From: Jesper Dangaard Brouer <brouer@redhat.com>
To: netdev@vger.kernel.org
Cc: kafai@fb.com, daniel@iogearbox.net, tom@herbertland.com,
	bblanco@plumgrid.com, john.fastabend@gmail.com,
	gerlitz.or@gmail.com, hannes@stressinduktion.org,
	rana.shahot@gmail.com, tgraf@suug.ch,
	"David S. Miller" <davem@davemloft.net>,
	as754m@att.com, brouer@redhat.com, saeedm@mellanox.com,
	amira@mellanox.com, tzahio@mellanox.com,
	Eric Dumazet <eric.dumazet@gmail.com>
Subject: Re: [net-next PATCH RFC] mlx4: RX prefetch loop
Date: Mon, 11 Jul 2016 13:09:22 +0200	[thread overview]
Message-ID: <20160711130922.636ee4e6@redhat.com> (raw)
In-Reply-To: <20160708160135.27507.77711.stgit@firesoul>

On Fri, 08 Jul 2016 18:02:20 +0200
Jesper Dangaard Brouer <brouer@redhat.com> wrote:

> This patch is about prefetching without being opportunistic.
> The idea is only to start prefetching on packets that are marked as
> ready/completed in the RX ring.
> 
> This is acheived by splitting the napi_poll call mlx4_en_process_rx_cq()
> loop into two.  The first loop extract completed CQEs and start
> prefetching on data and RX descriptors.

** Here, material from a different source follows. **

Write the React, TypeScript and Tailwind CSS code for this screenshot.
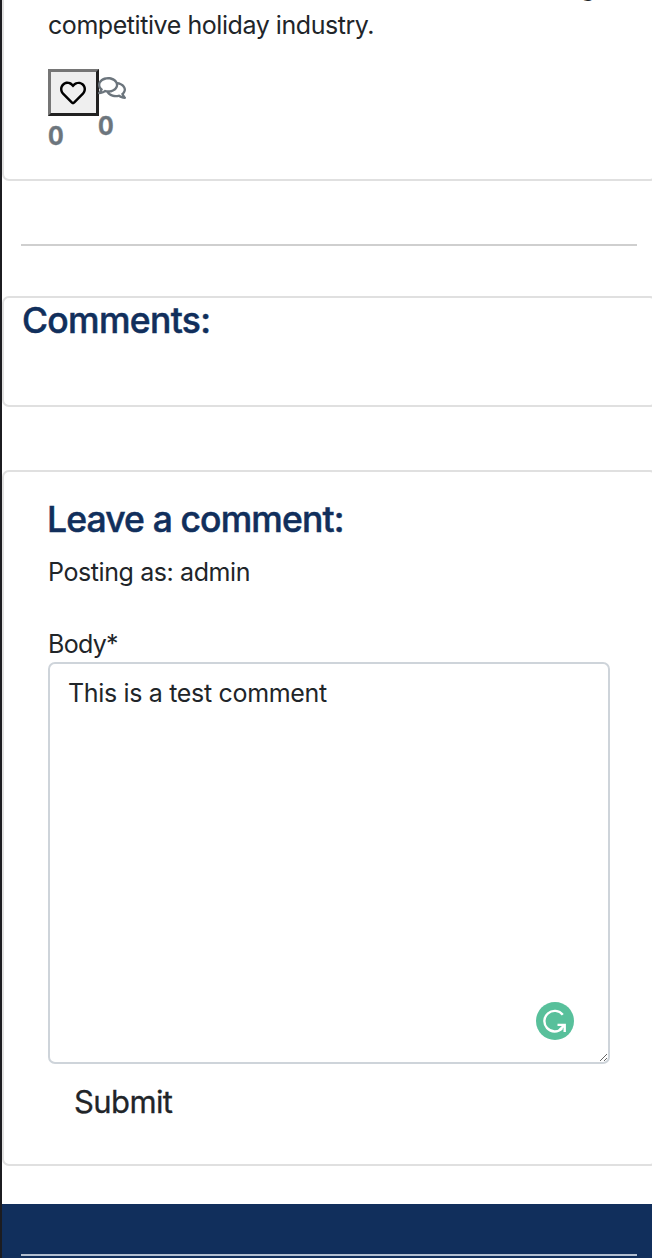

The second loop process the
> real packets.
> 
> Details: The batching of CQEs are limited to 8 in-order to avoid
> stressing the LFB (Line Fill Buffer) and cache usage.
> 
> I've left some opportunities for prefetching CQE descriptors.
> 
> 
> The performance improvements on my platform are huge, as I tested this
> on a CPU without DDIO.  The performance for XDP is the same as with
> Brendens prefetch hack.

This patch is based on top of Brenden's patch 11/12, and is mean to
replace patch 12/12.

Prefetching is very important for XDP, especially when using a CPU
without DDIO (here i7-4790K CPU @ 4.00GHz).

Program xdp1: touching-data and dropping packets:
 * 11,363,925 pkt/s == no-prefetch
 * 21,031,096 pkt/s == brenden's-prefetch
 * 21,062,728 pkt/s == this-prefetch-patch

Program xdp2: write-data (swap src_dst_mac) TX-bounce out same interface:
 *  6,726,482 pkt/s == no-prefetch
 * 10,378,163 pkt/s == brenden's-prefetch
 * 10,622,350 pkt/s == this-prefetch-patch

This patch also benefits the normal network stack (the XDP specific
prefetch patch does not).

Dropping packets in iptables -t raw:
 * 4,432,519 pps drop == no-prefetch
 * 5,919,690 pps drop == this-prefetch-patch

Dropping packets in iptables -t filter:
 * 2,768,053 pps drop == no-prefetch
 * 4,038,247 pps drop == this-prefetch-patch


To please Eric, I also ran many different variations of netperf and
didn't see any regressions, only small improvements.  The variation
between runs for netperf is too high to be statistically significant.

The worst-case test for this patchset should be netperf TCP_RR as it
should only have single packet in the queue.  When running 32 parallel
TCP_RR (netserver sink have 8 cores), I actually saw a small 2%
improvement (again with high variation, as we also test CPU sched).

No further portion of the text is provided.